Alice Walker backs 5 jailed Cuban agents
Sept. 13, 2007
Reprinted from Miami Herald
(AP) -- The Cuban government distributed a letter on Wednesday in which American author Alice Walker expressed her support to the children of five Cuban intelligence agents imprisoned in the United States.
Walker, who won the Pulitzer Prize for her novel The Color Purple, has in the past joined American writers, artists and intellectuals in demanding the release of the so-called Cuban 5, who were convicted in 2001 of being unregistered foreign agents operating in the United States.
The letter was released Wednesday at a news conference held in Havana to unveil a new Cuban book celebrating the five. It was signed ''Alice,'' with ''Walker'' in parentheses.

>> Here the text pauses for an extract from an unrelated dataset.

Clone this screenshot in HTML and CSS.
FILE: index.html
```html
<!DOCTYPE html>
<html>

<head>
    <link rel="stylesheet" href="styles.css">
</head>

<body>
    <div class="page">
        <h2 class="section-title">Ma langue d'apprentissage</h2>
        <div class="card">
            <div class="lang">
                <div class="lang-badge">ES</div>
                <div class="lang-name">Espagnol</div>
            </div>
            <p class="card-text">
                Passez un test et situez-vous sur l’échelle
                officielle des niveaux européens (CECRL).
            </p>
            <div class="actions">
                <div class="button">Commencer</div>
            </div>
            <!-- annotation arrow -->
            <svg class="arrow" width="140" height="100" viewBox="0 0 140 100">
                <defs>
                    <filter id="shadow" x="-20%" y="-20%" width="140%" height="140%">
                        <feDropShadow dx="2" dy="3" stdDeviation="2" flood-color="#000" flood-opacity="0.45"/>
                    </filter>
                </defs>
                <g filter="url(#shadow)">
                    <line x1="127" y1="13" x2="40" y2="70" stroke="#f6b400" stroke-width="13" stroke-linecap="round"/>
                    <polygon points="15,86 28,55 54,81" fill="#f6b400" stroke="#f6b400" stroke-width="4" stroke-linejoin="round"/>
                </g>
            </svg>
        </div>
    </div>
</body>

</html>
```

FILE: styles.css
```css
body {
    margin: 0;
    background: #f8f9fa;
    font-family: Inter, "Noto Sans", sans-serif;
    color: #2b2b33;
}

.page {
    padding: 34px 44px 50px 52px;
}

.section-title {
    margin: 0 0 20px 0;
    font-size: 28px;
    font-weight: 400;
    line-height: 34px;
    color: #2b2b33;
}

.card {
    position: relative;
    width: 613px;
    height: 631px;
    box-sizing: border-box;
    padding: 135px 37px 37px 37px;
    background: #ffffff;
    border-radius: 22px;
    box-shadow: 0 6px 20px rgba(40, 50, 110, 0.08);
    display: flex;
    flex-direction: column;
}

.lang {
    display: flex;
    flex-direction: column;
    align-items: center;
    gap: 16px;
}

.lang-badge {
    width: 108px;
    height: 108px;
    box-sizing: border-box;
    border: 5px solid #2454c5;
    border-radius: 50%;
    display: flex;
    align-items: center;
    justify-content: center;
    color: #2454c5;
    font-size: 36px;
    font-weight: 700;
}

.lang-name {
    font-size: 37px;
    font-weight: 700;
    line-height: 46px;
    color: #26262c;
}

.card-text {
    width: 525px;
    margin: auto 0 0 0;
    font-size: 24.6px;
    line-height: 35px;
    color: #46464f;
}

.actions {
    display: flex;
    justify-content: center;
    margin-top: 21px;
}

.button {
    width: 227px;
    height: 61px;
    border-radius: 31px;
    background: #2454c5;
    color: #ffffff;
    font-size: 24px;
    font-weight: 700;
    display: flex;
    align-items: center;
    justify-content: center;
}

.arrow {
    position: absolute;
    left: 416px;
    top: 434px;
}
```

''In my own experience, everything to do with attaining justice has been very hard, very difficult, a very long struggle. Apparently endless, in fact,'' the letter said. ``That is unfortunately the experience of much of the world. Still, we persist in our hope of justice.''
In addition to the charges of being unregistered agents, three of the Cuban 5 were convicted of espionage conspiracy for efforts to penetrate U.S. military bases, and one was also found guilty of murder conspiracy in the deaths of four Miami-based pilots whose small, private planes were shot down by a Cuban MiG in 1996.
All five have denied the charges and say they were sent to South Florida to gather information about ''terrorist'' exile groups opposed to Castro, not the U.S. government.
The agents are currently seeking a new trial that they hope will overturn their prison sentences, which range from 15 years to life.